Market wrap
A mild risk-averse tone permeated the London morning. Germany’s business confidence indicator disappointed, a Der Spiegel article said Greece’s budget gap could be twice earlier forecasts and the country may need an extra EUR20bn., and ECB member Coere poured cold water on the prospects of further rate cuts. IMF head Lagarde and EU chief Rompuy both warned Europe remains vulnerable. European equities closed 0.7% lower while the S&P500 is currently down 0.1% having clawed back during the NY afternoon. The CRB commodities index is down 1.0%. US 10yr treasury yields fell from 1.75% to 1.70%. Eurozone peripheral bonds were mostly relatively steady.
The US dollar index (DXY) extended its 5-day rebound. EUR fell from 1.2972 to 1.2891 in London, partly recovering in NY to 11.2937. USD/JPY extended lower to 77.81. AUD made an intraday low of 1.0387 around midday London and recovered to 1.0432. NZD similarly bottomed at 0.8184 and bounced to 0.8221. AUD/NZD bounced further off its 5-month low of 1.2575 to 1.2700, forming a technically bullish outside day in the process.
Economic wrap
US Dallas Fed factory index edges up from –1.6 to –0.9 in Sep. Another mildly negative regional Fed survey from Dallas: 5 of the last 6 readings have been sub-zero; 2011 also saw 5 sub-zero readings between May and Sep and 2010 had 3 in the third qtr. But what is interesting is that the September detail showed production up 3.6 pts to 10.0; orders up from 0.2 to 5.3 and jobs down 8.3 pts to 5.9 (still positive ie indicating slower growth not contraction). So bosses are on balance pessimistic about business conditions while they are reporting expansion in their own firms.

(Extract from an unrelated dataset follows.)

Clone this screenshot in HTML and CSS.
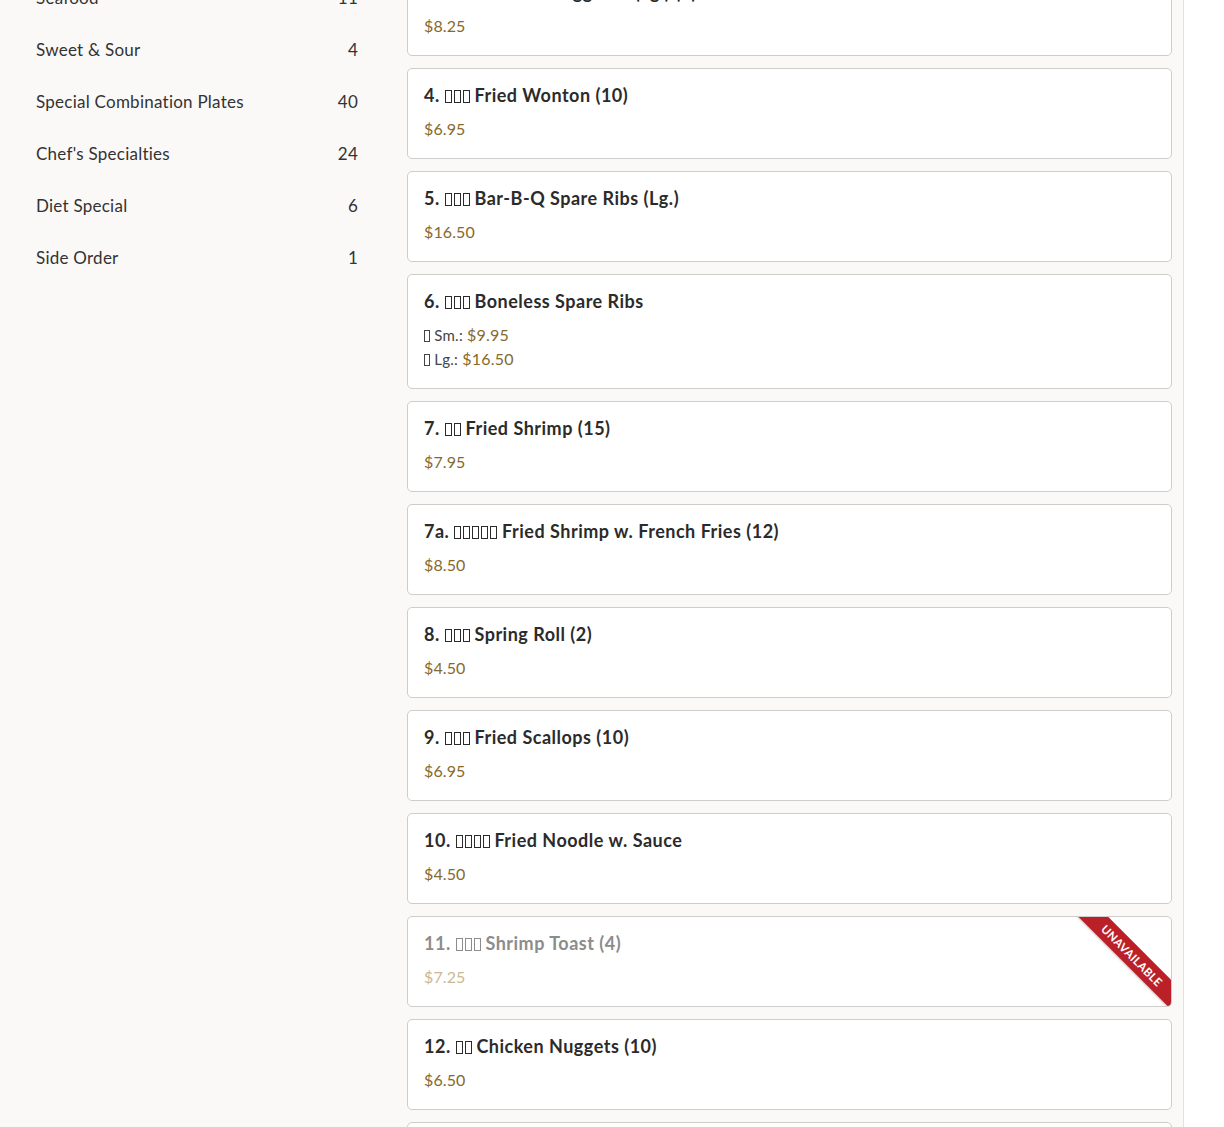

US Chicago Fed national activity index for Aug dropped from –0.12 to –0.87, its weakest reading since the end of the recession in mid 2009. It is not surveyed (like Dallas, Philly, etc) but based on 80 indicators of national activity so is effectively a coincident indicator. Dips to levels almost this low in April 2011 and March 2012 were sharply reversed the next month but it is worth noting that this index has not been above 0 since Feb this year - the Mar-Aug readings as a whole are the weakest since the last recession but not as weak as the readings south of –1.0 in the first few quarters of the 2008 recession.
German IFO business climate index down from 102.3 to 101.4 in Sep. In contrast to analysts’ surveys (ZEW, Sentix), the 7000 businesses surveyed by IFO downgraded both their current assessment (–0.8 pts to 110.3) and expectations (–1.0 pts to 93.2). Both components are at the levels they were at in mid 2008 when the German economy was already in recession, contracting at a –0.4% pace as it did in both Q2 and Q3 2008. This outcome adds weight to the view that German growth will no longer offset weakness elsewhere in Europe, implying greater risk of a deeper Euroland recession in H2 2012 than the shallow/stalled downturn of the past few quarters.
Market outlook
AUD and NZD Outlook: The positive impetus to markets from recent global QE appears to have expired. The local data calendars are bare today, although the RBA’s Financial Stability Review may have market-contemporary material, and there’s only German CPI and US homes sales tonight.
NZD/USD 1 day: Higher to 0.8250, unless below 0.8150 which argues for a much deeper correction.
NZD/USD 1 month: Higher, with 0.8470 the next major target (29 Feb high).
NZ 2yr swap yield 1 day: Opening today 2bp lower at 2.68%.
NZ 2yr swap yield 1 month: Lower to 2.60% as the short-term global easing effects fade.
AUD/USD 1 day: Higher to around 1.0450, unless below 1.0385 which argues for a much deeper setback.
AUD/USD 1 month: Higher towards 1.0600 (year-old trend resistance).